I met a beautiful and nearly naked Russian couple, with guidebooks in hand, scared expressions on faces and a small crowd of ogling men trailing them, drawn like mosquitoes to bare skin. A very pleasant hour was spent chatting with Ken and Sarah, students from Seattle now travelling around the world apologising for Bush. Two muscular men shot a yoga video at sunset; a Chinese man with huge white eyebrows and a young woman (couple? father/daughter? Kung-fu master/pupil?) walked incessantly on the firm sand near the water.
This was more like the Puri I’d heard of from at least fifty people, all of whom were deeply in love with the beach here; long, warm, lazy days on the beach, returning to the sprawling elegance of the BNR to sleep and drink quantities of tea, eating whole schools of fish caught so recently they were sometimes still twitching. Very few people go to Puri just once; they get caught young, watch the city grow with them and go back with their children.

And the place to go back to has always been the renowned but fast-fading BNR hotel. The BNR is a place whose inability to change is probably what draws a lot of people back to it–back to British elegance, large rooms, four-poster beds with mosquito nets, and eating fancy desserts while looking at sunlit lawns and the sea on the horizon. Ancient, white-clad hotel staff walk its stately corridors, relics of the Raj, keepers of an old-retainer legacy that modern tourists will find completely incomprehensible–they move at their own pace, swaying gently like Raj elephants, and bring you food and other necessities when they feel like it. Affluent tourists now head for better-equipped luxury resorts that are slowly growing on Puri’s outskirts, complete with private beaches, shacks and exclusive nuliahs (the Baywatch boys of Puri, who will hold your hand when the sea is rough).

My mother is a sworn BNR addict; it was the place where all bhadraloks went, and was where you bumped into people you also bumped into at Calcutta Club. Options for accomodation in Puri a few decades ago were few; it was either the BNR, then the height of luxury, or small hotels where you got a large room with a balcony and the owner would pop over for a chat and ask you what fish you wanted him to buy from the market by the beach.
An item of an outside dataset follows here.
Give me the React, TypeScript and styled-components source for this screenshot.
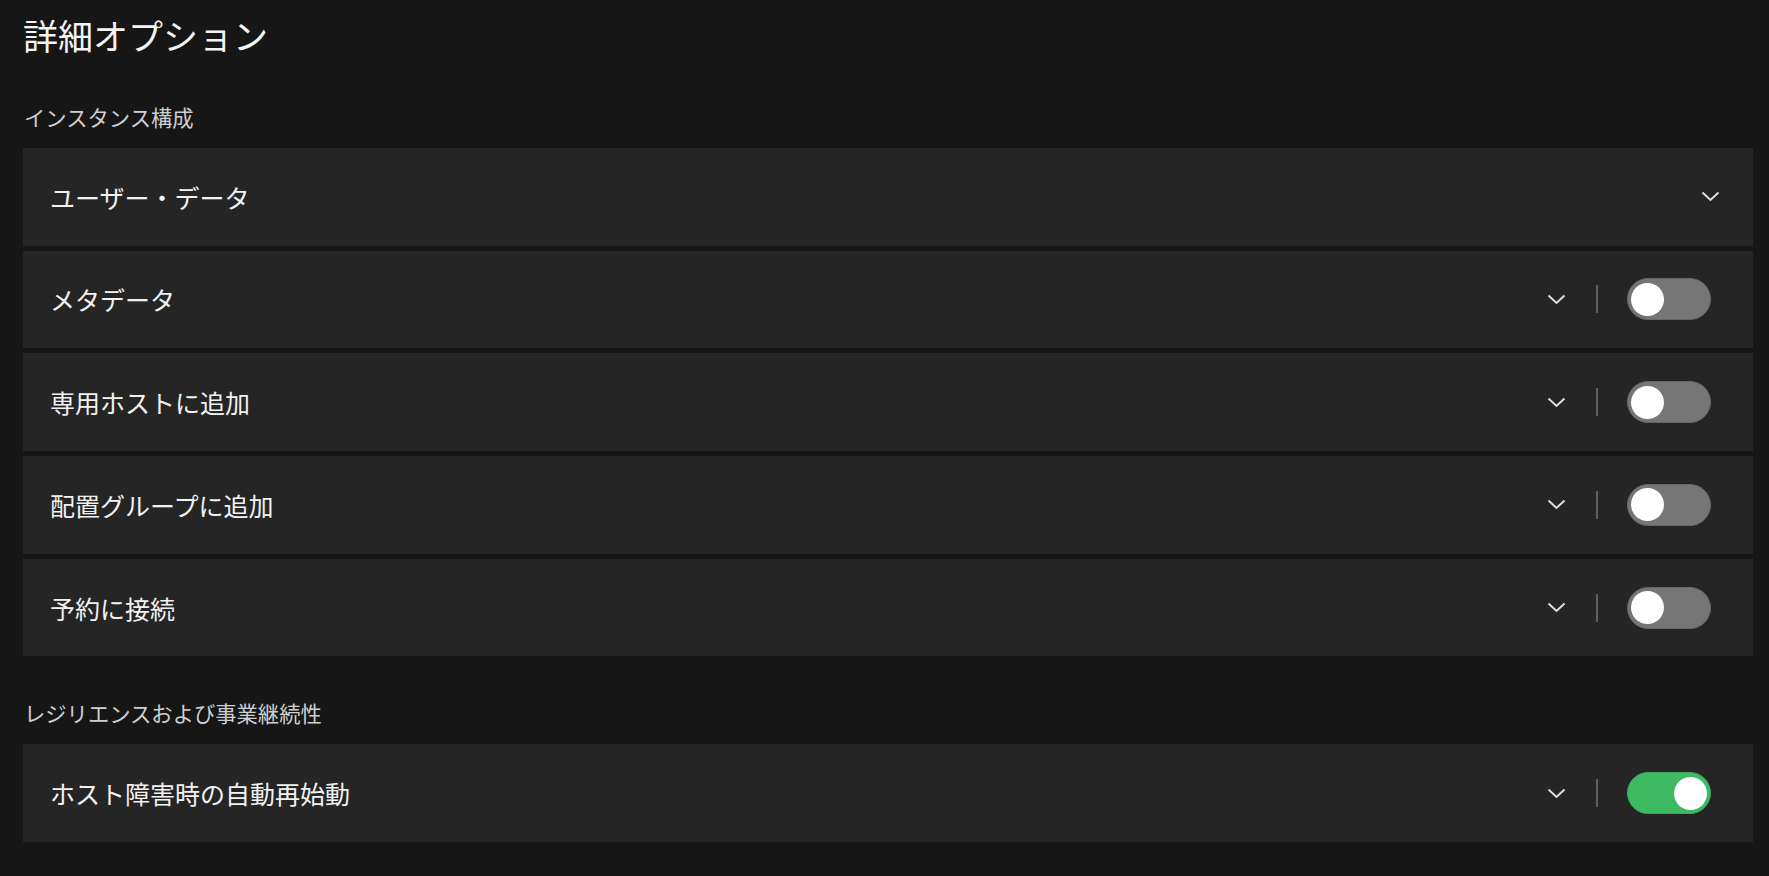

Nuliahs would keep you safe inside a tyre as you walked primly into the sea, fully clad, and inform you, after consulting their notebooks, that their grandfathers had held your grandmother’s hand when she had come to Puri as a bride.
And somehow that was the image of Puri that really stayed with me, even after I left; I was visiting a place full of good memories–not, perhaps, the best of tourist destinations, but facilities aren’t always important. For the travelling Bengali, Puri is sacred ground, and not just for the temple. I left strangely satisfied and full of displaced nostalgia, and I’m not sure why, but I know I will go there again. And now I wonder what Darjeeling will be like. Clearly there’s hope left for me.